L’appellation «toutia» est relative aux motifs reproduisant les fruits du mûrier, à la forme d’un pois-chiche, parfaitement brodés en fils de soie sur du tissu importé et/ou confectionné localement, a expliqué à l’APS la doyenne des couturières d’Oran, Fatima Sedar. Le port de cette pièce traditionnelle de trois mètres de long et 40 centimètres de large diffère d’une région à une autre et d’une wilaya à l’autre.
Le turban de la région des Beni Chougrane (Mascara) diffère de celui d’Oran, de Relizane et de Mostaganem, selon l’artisane Fatima Sedar, qui a relevé que le turban se porte avec un pantalon large, un gilet, une gaine, des chaussures «zaggai» ou «zit zit», une montre de poche, une abaya (large manteau), le tout drapé dans un burnous assorti d’une canne, comme signe d’élégance. Le turban «toutia» ne prend pas une forme circulaire et est de trois couleurs.
Chaque couleur renseigne sur une indication, une région. La couleur jaune était en vogue à Oran et nombre de wilayas dont Relizane, Tiaret, Saida et Sidi Bel Abbés.Les Mostaganémois ont plutôt un attrait pour la couleur brune. La couleur rougeâtre est peu prisée, a indiqué un commerçant au marché du quartier populaire Medina Jdida. Porté jusqu’à la fin des années 80 du siècle dernier, ce turban, ou comme aiment à l’appeler certaines personnes «33 tours», enregistre un recul remarquable sous l’effet de mutations sociales et culturelles. En effet, devant la prolifération de variétés de couvre-chefs de pays arabes et l’utilisation de plus en plus généralisée de chapeaux occidentaux (casquettes, bérets...), l’engouement pour la «razza safra» s’est estompé au fil du temps, rendant ce turban quasi absent sur les étalages, à l’exception des boutiques de la place Tahtaha à haï Medina Jdida considérée comme le plus grand marché d’habits traditionnels dans l’Ouest algérien.

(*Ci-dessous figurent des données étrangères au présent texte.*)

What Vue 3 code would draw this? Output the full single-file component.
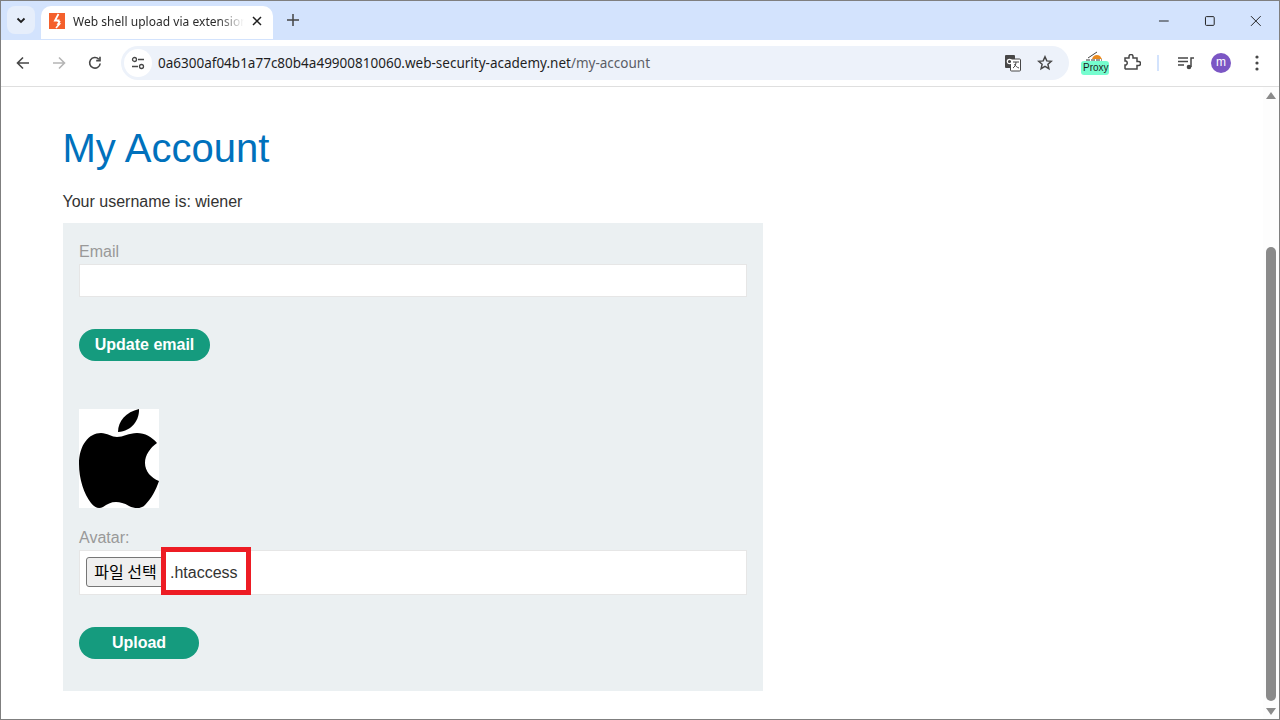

Démarches pour la réhabilitation de ce legs
Par conséquent, le prix peut dépasser les 7000 DA, le turban n’est désormais acquis que par certaines personnes financièrement aisées. Cependant, le turban «toutia» enregistre, à ce jour, une forte présence sur la scène artistique, notamment dans les manifestations culturelles dont les spectacles de cavalerie fantasia, organisés lors des waâdas et les galas et soirées de la chanson bédouine, à l’image de grands chantres dont le regretté Cheikh El Djillali Ain Tédelès. Le port de ce turban est encore observé chez de jeunes poètes du melhoun lors de festivals et lectures poétiques du patrimoine et des personnages dans des œuvres théâtrales et cinématographiques renvoyant à des périodes et des époques de l’histoire glorieuse de l’Algérie.

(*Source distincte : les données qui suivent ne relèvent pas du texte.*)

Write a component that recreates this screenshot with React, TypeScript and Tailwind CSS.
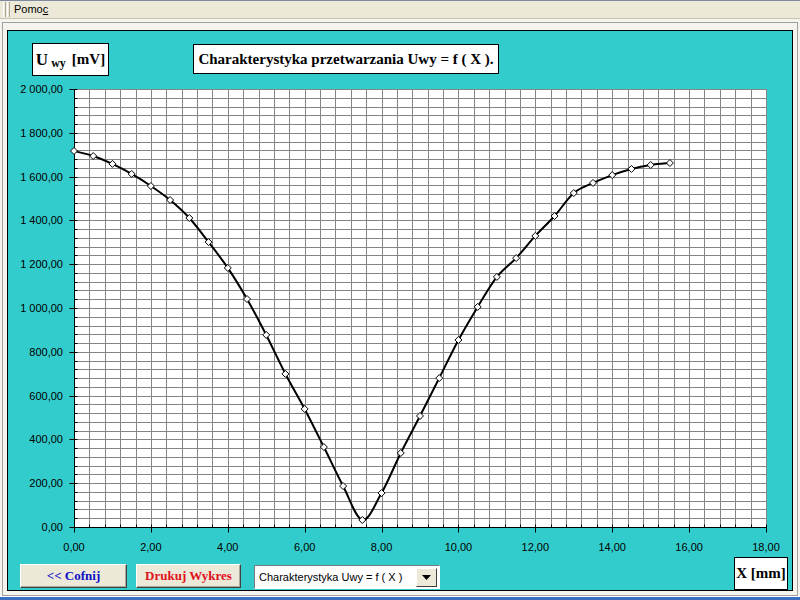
import React from "react";

const data: [number, number][] = [
  [0, 1717], [0.5, 1694], [1, 1658], [1.5, 1612], [2, 1557], [2.5, 1493],
  [3, 1411], [3.5, 1301], [4, 1183], [4.5, 1041], [5, 877], [5.5, 699],
  [6, 539], [6.5, 365], [7, 187], [7.5, 32], [8, 155], [8.5, 338],
  [9, 507], [9.5, 680], [10, 854], [10.5, 1005], [11, 1142], [11.5, 1228],
  [12, 1329], [12.5, 1420], [13, 1525], [13.5, 1571], [14, 1607], [14.5, 1635],
  [15, 1653], [15.5, 1662],
];

// plot box inside the svg
const X0 = 66;
const X1 = 758;
const Y0 = 13;
const Y1 = 451;
const sx = (x: number) => X0 + (x * (X1 - X0)) / 18;
const sy = (u: number) => Y1 - (u * (Y1 - Y0)) / 2000;
const crisp = (v: number) => Math.round(v) + 0.5;

const fmt = (v: number) => {
  const [i, d] = v.toFixed(2).split(".");
  return i.replace(/\B(?=(\d{3})+(?!\d))/g, " ") + "," + d;
};

function smoothPath(pts: [number, number][]) {
  const p = pts.map(([x, u]) => [sx(x), sy(u)]);
  let d = `M${p[0][0]},${p[0][1]}`;
  for (let i = 0; i < p.length - 1; i++) {
    const a = p[i - 1] || p[i];
    const b = p[i];
    const c = p[i + 1];
    const e = p[i + 2] || c;
    const c1x = b[0] + (c[0] - a[0]) / 6;
    const c1y = b[1] + (c[1] - a[1]) / 6;
    const c2x = c[0] - (e[0] - b[0]) / 6;
    const c2y = c[1] - (e[1] - b[1]) / 6;
    d += ` C${c1x},${c1y} ${c2x},${c2y} ${c[0]},${c[1]}`;
  }
  return d;
}

function Chart() {
  const vLines = Array.from({ length: 46 }, (_, k) => crisp(X0 + (k * (X1 - X0)) / 45));
  const hLines = Array.from({ length: 51 }, (_, k) => crisp(Y0 + (k * (Y1 - Y0)) / 50));
  const yMajors = Array.from({ length: 11 }, (_, k) => k * 200);
  const xMajors = Array.from({ length: 10 }, (_, k) => k * 2);
  const ax = crisp(X0);
  const ay = crisp(Y1);

  return (
    <svg width={784} height={481} className="block" style={{ fontFamily: '"Liberation Sans", Arial, sans-serif' }}>
      <rect x={X0} y={Y0} width={X1 - X0} height={Y1 - Y0} fill="#ffffff" />
      {vLines.map((x, i) => (
        <line key={"v" + i} x1={x} y1={Y0} x2={x} y2={Y1} stroke="#858585" strokeWidth={1} />
      ))}
      {hLines.map((y, i) => (
        <line key={"h" + i} x1={X0} y1={y} x2={X1} y2={y} stroke="#858585" strokeWidth={1} />
      ))}

      {/* axes */}
      <line x1={ax} y1={Y0} x2={ax} y2={ay} stroke="#000" strokeWidth={1} />
      <line x1={ax} y1={ay} x2={X1 + 1} y2={ay} stroke="#000" strokeWidth={1} />
      {hLines.map((y, i) => (
        <line key={"ht" + i} x1={ax} y1={y} x2={ax + 3} y2={y} stroke="#000" strokeWidth={1} />
      ))}
      {vLines.map((x, i) => (
        <line key={"vt" + i} x1={x} y1={ay - 3} x2={x} y2={ay} stroke="#000" strokeWidth={1} />
      ))}
      {yMajors.map((u) => (
        <g key={"ym" + u}>
          <line x1={ax - 5} y1={crisp(sy(u))} x2={ax} y2={crisp(sy(u))} stroke="#000" strokeWidth={1} />
          <text x={55} y={sy(u) + 4} textAnchor="end" fontSize={11} fill="#000">
            {fmt(u)}
          </text>
        </g>
      ))}
      {xMajors.map((x) => (
        <g key={"xm" + x}>
          <line x1={crisp(sx(x))} y1={ay} x2={crisp(sx(x))} y2={ay + 5} stroke="#000" strokeWidth={1} />
          <text x={sx(x)} y={475} textAnchor="middle" fontSize={11} fill="#000">
            {fmt(x)}
          </text>
        </g>
      ))}

      <path d={smoothPath(data)} fill="none" stroke="#000" strokeWidth={2} />
      {data.map(([x, u], i) => {
        const cx = sx(x);
        const cy = sy(u);
        return (
          <polygon
            key={"m" + i}
            points={`${cx},${cy - 3.5} ${cx + 3.5},${cy} ${cx},${cy + 3.5} ${cx - 3.5},${cy}`}
            fill="#fff"
            stroke="#000"
            strokeWidth={1}
          />
        );
      })}
    </svg>
  );
}

export default function App() {
  return (
    <div className="w-[800px] h-[600px] flex flex-col overflow-hidden bg-[#f5f4ef] font-['Liberation_Sans',Arial,sans-serif]">
      {/* menu bar */}
      <div className="h-[19px] flex items-center bg-[#ece9d8] border-t border-[#7f8ca0] border-b border-b-[#c9c5b2]">
        <div className="ml-[3px] h-[15px] flex gap-[1px]">
          <div className="w-[1px] bg-white" />
          <div className="w-[1px] bg-[#aca899]" />
          <div className="w-[1px] bg-white" />
          <div className="w-[1px] bg-[#aca899]" />
        </div>
        <span className="ml-[4px] text-[11px] leading-none text-black">
          Pomo<span className="underline">c</span>
        </span>
      </div>
      <div className="h-[3px]" />

      {/* window */}
      <div className="mx-[2px] h-[574px] border border-[#a0a0a0] px-[4px] pt-[7px]">
        <div className="h-[561px] bg-[#33cccc] border border-black flex flex-col">
          {/* top labels */}
          <div className="flex items-start pt-[12px] h-[45px]">
            <div className="ml-[24px] w-[77px] h-[33px] bg-white border border-black flex items-center justify-center font-['Liberation_Serif',serif] font-bold text-black">
              <span className="text-[17px] leading-none">U</span>
              <span className="text-[12px] leading-none ml-[3px] mt-[7px]">wy</span>
              <span className="text-[15px] leading-none ml-[6px]">[mV]</span>
            </div>
            <div className="ml-[84px] mt-[1px] w-[306px] h-[30px] bg-white border border-black flex items-center justify-center font-['Liberation_Serif',serif] font-bold text-[15px] text-black">
              Charakterystyka przetwarzania Uwy = f ( X ).
            </div>
          </div>

          <Chart />

          {/* bottom row */}
          <div className="flex items-start h-[33px]">
            <button className="ml-[12px] mt-[7px] w-[107px] h-[24px] bg-[#ece9d8] border border-t-white border-l-white border-b-[#404040] border-r-[#404040] shadow-[inset_-1px_-1px_0_#aca899] font-['Liberation_Serif',serif] font-bold text-[13px] text-[#1010c8]">
              &lt;&lt; Cofnij
            </button>
            <button className="ml-[9px] mt-[7px] w-[105px] h-[24px] bg-[#ece9d8] border border-t-white border-l-white border-b-[#404040] border-r-[#404040] shadow-[inset_-1px_-1px_0_#aca899] font-['Liberation_Serif',serif] font-bold text-[13px] text-[#e0101c]">
              Drukuj Wykres
            </button>
            <div className="ml-[13px] mt-[8px] w-[186px] h-[24px] bg-white border border-t-[#7a7a7a] border-l-[#7a7a7a] border-b-white border-r-white flex items-center">
              <span className="ml-[4px] text-[11px] text-black flex-1 whitespace-nowrap">Charakterystyka Uwy = f ( X )</span>
              <div className="w-[21px] h-[19px] mr-[2px] bg-[#ece9d8] border border-t-white border-l-white border-b-[#404040] border-r-[#404040] flex items-center justify-center">
                <svg width="9" height="5" viewBox="0 0 9 5">
                  <polygon points="0,0 9,0 4.5,5" fill="#000" />
                </svg>
              </div>
            </div>
            <div className="ml-auto mr-[4px] w-[54px] h-[33px] bg-white border border-black flex items-center justify-center font-['Liberation_Serif',serif] font-bold text-[15px] text-black">
              X [mm]
            </div>
          </div>
        </div>
      </div>
      <div className="h-[1px] bg-white" />
      <div className="h-[3px] bg-[#3a6fc4]" />
    </div>
  );
}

A l’instar du regretté artiste Hassan El Hassani dit Boubagra, qui portait un turban jaune dans ses différentes œuvres, l’humoriste Houari Louz, natif d’Oran, tient à mettre en lumière le turban toutia comme patrimoine culturel algérien, dans ses œuvres télévisuelles, des représentations théâtrales et des sketches et lors de cérémonies d’ouverture et de clôture de manifestations théâtrales au niveau national et à l’étranger, et même lorsqu’il se présente sur la scène pour recevoir un prix.
L’association du club de l’artisan de couture Mains d’or œuvre, de son côté, à faire la promotion du turban «toutia» et du turban blanc «kenbouche» lors de défilés de mode consacrés à l’habit traditionnel et de manifestations culturelles sur le patrimoine organisées de temps à autre par la Chambre de l’artisanat et des métiers (CAM) d’Oran, selon le président de l’association Abdelwahab Charef Afghoul, qui est vice-président de la CAM. Des amateurs du patrimoine à Oran trouvent que le port de turbans par des agents et serveurs dans les restaurants étoilés, les complexes touristiques et les établissements hôteliers classés, est nécessaire pour la réhabilitation de ce legs culturel et sa promotion en produit touristique et culturel de marque algérienne.